Zum schnellen Einlesen mit einem guten Überlick siehe bei Roland Kopp-Wichmann. Wie die Geschwisterpoistion die Karriere und die Beziehungen beeinflußt.

Für Coaching-Interessierte bietet Astrid Schreyoegg den Artikel an Die Bedeutung von Familienbeziehungen im Coaching*. Sehr differenziert und lesenswert! Beim Menü „ausgewählte Aufsätze“ findest Du noch mehr zu anderen Coaching Themen.

Partnerwahl

Geschwisterbeziehungen ebnen auch den Weg für Paarbeziehungen. (McGoldrick. S. 143) An ihnen üben wir, die wechselseitigen Abhängigkeiten auszuhalten und das Prinzip der Gegenseitigkeit anzuerkennen.

Wir fühlen uns in späteren Paarbeziehungen am wohlsten,
die unsere Geschwisterbeziehungen wieder abbilden und „ergänzen“.

Erfolgversprechend wäre z. B. ein Mann, der ältester Sohn mit jüngerer Schwester ist, in der Paarbeziehung mit einer Frau, die jüngste Schwester eines älteren Bruders ist.

Diese komplementäre (Geschwister-) Beziehung ist keine Garantie, sorgt aber für Vertrautheit.

Symmetrische Konstellationen sind am wenigsten einfach:

Die am wenigsten erfolgversprechende Beziehung könnte sich zwischen der jüngsten Schwester von vielen Schwestern und dem jüngsten Bruder von mehreren Brüdern entwickeln, da keiner von beiden Erfahrungen mit dem anderen Geschlecht entwickeln konnte und beide das verwöhnte Kind spielen könnten, das auf einen Versorger wartet.

Nicht einfach dürfte auch die Beziehung von zwei ältesten Geschwistern werden, weil das Risiko besteht, daß beide um einen Führungsanspruch kämpfen werden.

Elternrolle

Mit dem Kind, das die gleiche Geschwisterposition und das gleiche Geschlecht besitzt, können sich Eltern leicht überidentifizieren und sich gegenüber den anderen Geschwisterkindern zu wenig identifiziert zeigen.

Verschärfend könnte sich auswirken, wenn Eltern versuchen, die Muster ihrer Herkunftsfamilie aufrechtzuerhalten (Eltern – Kinder, Geschwisterkonstellationen).

In anderen Fällen kann die Kindersituation so andersartig sein, daß Eltern ein Modell und die Erfahrung fehlt: Vater als Einzelkind interpretiert die normalen Geschwisterkämpfe seiner Kinder pathologisch oder bedrohlich.

Elterliche Programmierung eines Kindes (McGoldrick. S. 147)

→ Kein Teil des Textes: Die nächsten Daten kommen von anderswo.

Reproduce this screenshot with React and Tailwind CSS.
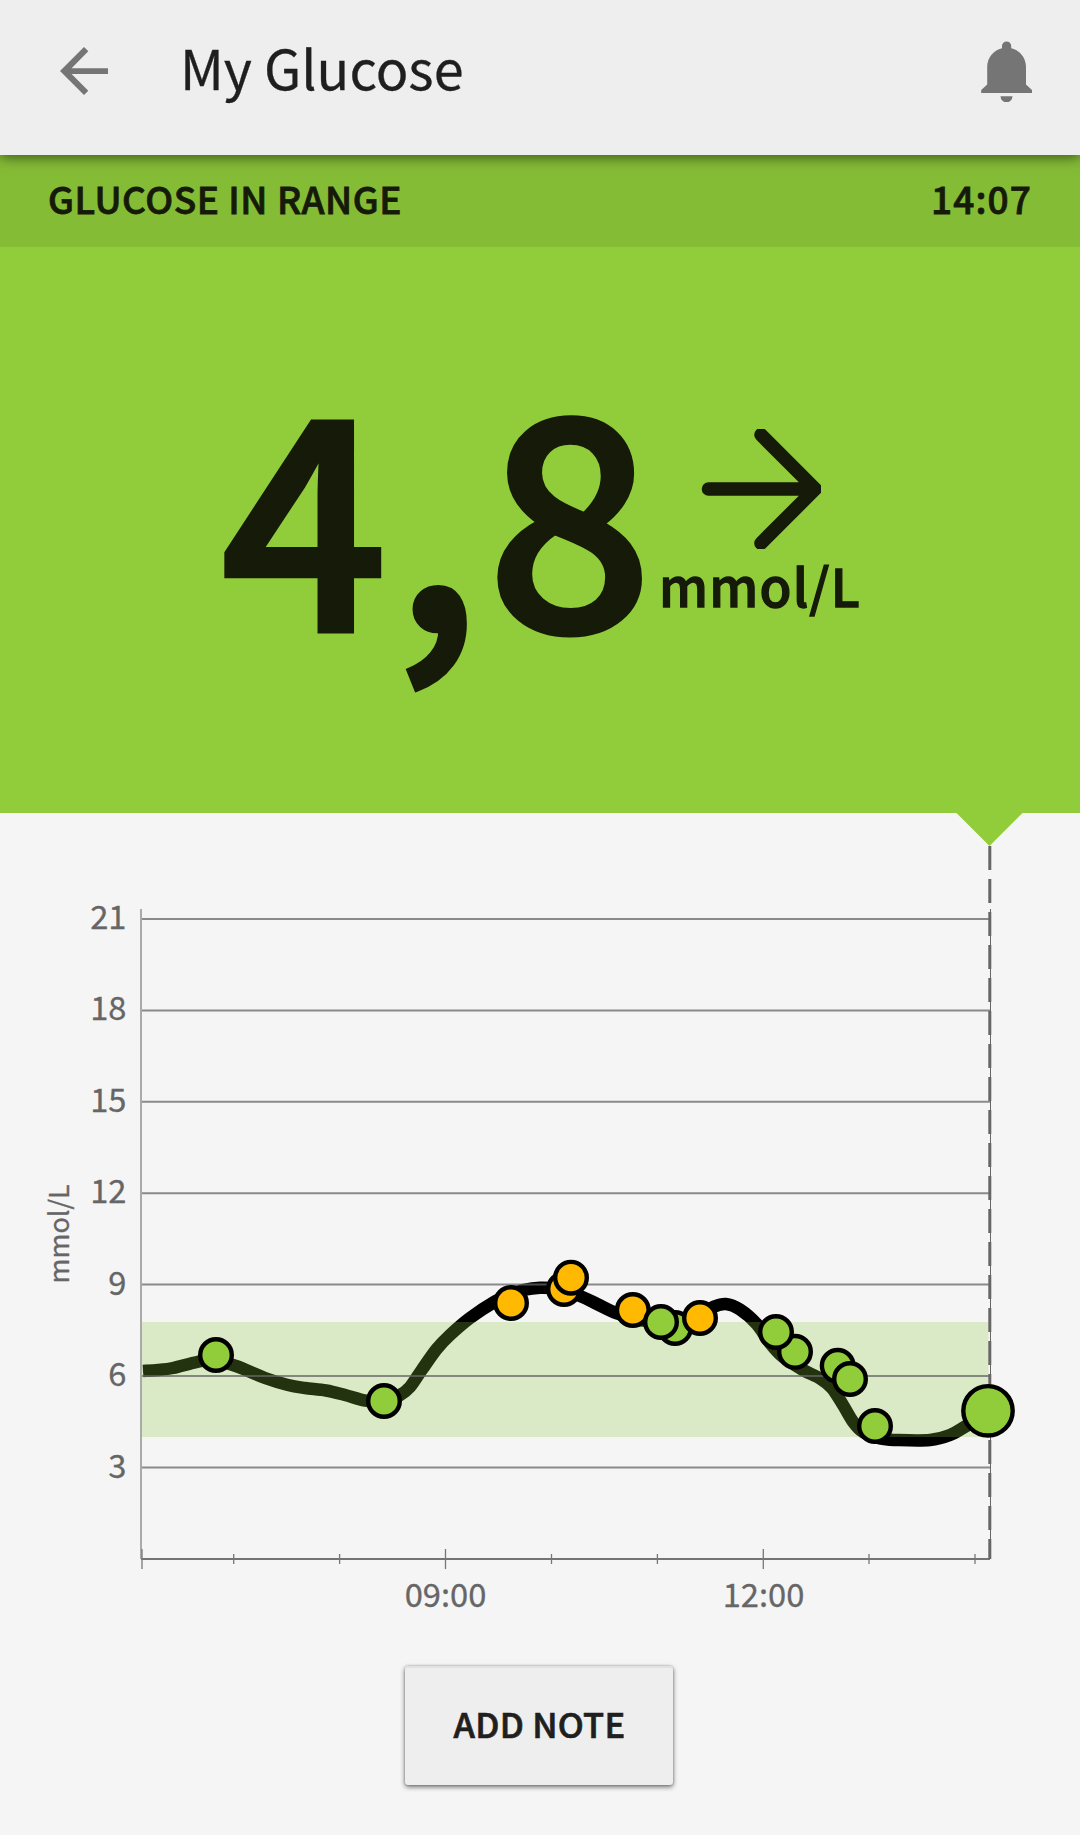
const gridLabels = [
  { v: "21", y: 919 },
  { v: "18", y: 1010.4 },
  { v: "15", y: 1101.8 },
  { v: "12", y: 1193.2 },
  { v: "9", y: 1284.6 },
  { v: "6", y: 1376 },
  { v: "3", y: 1467.6 },
];

const ticks = [
  { x: 142, big: true },
  { x: 233.7 },
  { x: 339.6 },
  { x: 445.5, big: true },
  { x: 551.5 },
  { x: 657.4 },
  { x: 763.3, big: true },
  { x: 869 },
  { x: 975 },
];

const points = [
  [216, 1355, "g"],
  [384, 1401, "g"],
  [511, 1303, "o"],
  [564, 1289, "o"],
  [571, 1277.7, "o"],
  [632.8, 1310, "o"],
  [675, 1328, "g"],
  [661, 1322, "g"],
  [700, 1318, "o"],
  [795, 1351.8, "g"],
  [776, 1332, "g"],
  [837.7, 1365.8, "g"],
  [850, 1379, "g"],
  [875, 1426, "g"],
];

const curve = [
  [143, 1371], [158, 1370], [173, 1368], [197, 1362], [212, 1360], [236, 1366], [265, 1378],
  [288, 1385], [305, 1388], [326, 1390.5], [345, 1395], [365, 1400.5], [384, 1402], [400, 1395], [410, 1387],
  [421.7, 1370], [436.7, 1349], [450, 1335], [470, 1318], [495, 1301.5], [511, 1294], [523, 1290],
  [540, 1287.7], [558, 1289], [580, 1296], [597, 1304], [617, 1313.5], [640, 1320], [675, 1324],
  [700, 1314], [713, 1307], [725.7, 1304], [740, 1309.5], [756.7, 1324], [770, 1343], [783, 1357],
  [803, 1370], [820, 1378.5], [831.7, 1388], [843, 1405], [853, 1421.7], [863, 1432], [880, 1438.5],
  [896.7, 1440], [930, 1440], [950, 1435], [966.7, 1425.7], [988, 1414],
];

function smooth(p) {
  let d = `M${p[0][0]} ${p[0][1]}`;
  for (let i = 0; i < p.length - 1; i++) {
    const a = p[i - 1] || p[i];
    const b = p[i];
    const c = p[i + 1];
    const e = p[i + 2] || c;
    d += ` C${b[0] + (c[0] - a[0]) / 6} ${b[1] + (c[1] - a[1]) / 6} ${c[0] - (e[0] - b[0]) / 6} ${c[1] - (e[1] - b[1]) / 6} ${c[0]} ${c[1]}`;
  }
  return d;
}

function Header() {
  return (
    <header className="relative z-10 flex h-[155px] items-center bg-[#eeeeee] pb-[13px] shadow-[0_3px_12px_rgba(0,0,0,0.5)]">
      <svg className="ml-[60px] h-[50px] w-[49px] shrink-0" viewBox="0 0 49 50" fill="#757575">
        <path d="M48 22.2H11.6L28.3 5.2 24 1 0 25l24 24 4.3-4.2L11.6 28H48z" />
      </svg>
      <h1 className="ml-[71px] pb-[8px] text-[54px] leading-none whitespace-nowrap text-[#1f1f1f] [-webkit-text-stroke:0.3px]">
        My Glucose
      </h1>
      <svg className="mr-[47px] ml-auto h-[61px] w-[53px] shrink-0" viewBox="0 0 53 61" fill="#757575">
        <path d="M22 7.2V5a4.6 4.6 0 0 1 9.2 0v2.2C40 9.3 46 17 46 26v17.5L52 49v3H1.2v-3l6-5.5V26C7.2 17 13.2 9.3 22 7.2zM20.5 55.3h12a6 6 0 0 1-12 0z" />
      </svg>
    </header>
  );
}

function Reading() {
  return (
    <section className="h-[658px] bg-[#91cc3b] text-[#151a09]">
      <div className="flex h-[92px] items-center justify-between bg-[#85bc36] px-12 pb-[6px] text-[37px] leading-none font-medium [-webkit-text-stroke:0.8px]">
        <span className="tracking-[0.55px]">GLUCOSE IN RANGE</span>
        <span className="tracking-[1.1px]">14:07</span>
      </div>
      <div className="flex h-[566px] pt-[97px] pl-[221px]">
        <span className="w-[439px] text-[292px] leading-[320px] font-medium tracking-[6px] whitespace-nowrap [-webkit-text-stroke:5px]">
          4,8
        </span>
        <div className="pt-[85px]">
          <svg className="ml-[41px] block h-[120px] w-[120px]" viewBox="0 0 120 120" fill="none" stroke="#151a09" strokeWidth="13.6" strokeLinecap="round">
            <path d="M7.5 60H112M60 5.8L114.2 60L60 114.2" />
          </svg>
          <p className="mt-[6px] ml-[-1px] text-[52px] leading-[60px] font-medium tracking-[1.2px] whitespace-nowrap [-webkit-text-stroke:1.3px]">
            mmol/L
          </p>
        </div>
      </div>
    </section>
  );
}

function Chart() {
  return (
    <svg className="block h-[827px] w-[1080px]" viewBox="0 813 1080 827">
      <path d="M956.5 813H1022.5L989.5 846z" fill="#91cc3b" />
      <path d={smooth(curve)} fill="none" stroke="#000" strokeWidth="12.5" />
      <rect x="142" y="1322" width="846.5" height="115" fill="#91cc3b" fillOpacity="0.25" />
      <g stroke="#666" strokeWidth="2" strokeOpacity="0.75">
        {gridLabels.map((g) => (
          <path key={g.v} d={`M141 ${g.y}H990`} />
        ))}
        <path d="M141 1559H990" strokeOpacity="0.9" />
      </g>
      <path d="M141 909V1559" stroke="#aaa" strokeWidth="2" />
      {ticks.map((t) => (
        <path key={t.x} d={t.big ? `M${t.x} 1549V1569` : `M${t.x} 1554V1564`} stroke="#777" strokeWidth="1.3" />
      ))}
      <path d="M990.5 909V1559" stroke="#666" strokeWidth="1" />
      <path d="M989.8 846V1559" stroke="#666" strokeWidth="3" strokeDasharray="24 9" />
      <g stroke="#000" strokeWidth="4.4">
        {points.map(([x, y, c]) => (
          <circle key={x} cx={x} cy={y} r="15.8" fill={c === "g" ? "#91cc3b" : "#ffb900"} />
        ))}
        <circle cx="988" cy="1410.8" r="24.7" fill="#91cc3b" />
      </g>
      <g fill="#666" stroke="#666" strokeWidth="0.3" fontSize="32.7">
        {gridLabels.map((g) => (
          <text key={g.v} x="126.5" y={g.y + 10} textAnchor="end">{g.v}</text>
        ))}
        <text x="445.5" y="1607" textAnchor="middle">09:00</text>
        <text x="763.5" y="1607" textAnchor="middle">12:00</text>
        <text transform="translate(69 1283.5) rotate(-90)" fontSize="27">mmol/L</text>
      </g>
    </svg>
  );
}

export default function App() {
  return (
    <main className="h-[1835px] w-[1080px] overflow-hidden bg-[#f5f5f5] font-['Noto_Sans_CJK_SC',sans-serif]">
      <Header />
      <Reading />
      <Chart />
      <div className="flex justify-center pt-[26px] pr-[2px]">
        <button className="h-[119px] w-[268px] rounded-[3px] bg-[#eeeeee] pb-[4px] pl-[1px] text-[34.5px] leading-none font-medium tracking-[0.3px] text-[#1f1f1f] shadow-[0_2px_5px_rgba(0,0,0,0.55),0_0_2px_rgba(0,0,0,0.3),inset_0_2px_0_#e2e2e2] [-webkit-text-stroke:0.7px]">
          ADD NOTE
        </button>
      </div>
    </main>
  );
}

Auf Kinder, die einem bestimmten Familienmitglied besonders ähnlich sehen, können bestimmte Erwartungen übertragen werden.

Das Temperament eines Kindes zu denen der Geschwister kann so sehr anders sein und nicht den Erwartungen entsprechen.

Es gibt Kinder, die die ihnen zugewiesenen Geschwisterrollen nicht erfüllen wollen oder können, z. B. bei einem Handicap oder später, wenn ein Kind den Familienbetrieb nicht übernehmen oder eine traditionelle Rolle nicht übernehmen will.

Es gibt (große) kulturelle Unterschiede bei den Erwartungen, die sich an Rollen knüpfen.

Namen geben manchmal Hinweise auf familiäre Programmierungen und Zuschreibungen.

Geschwisterposition des Kindes im Verhältnis zur Geschwisterposition der Eltern, z. B. der älteste Sohn eines ältesten Sohnes ….

Literatur

Monica McGoldrick u. a. Genogramme in der Familienberatung. Bern 2009
Dieses Buch ist ein MUSS für jede/n familiensystemisch orientierte/n Berater*in.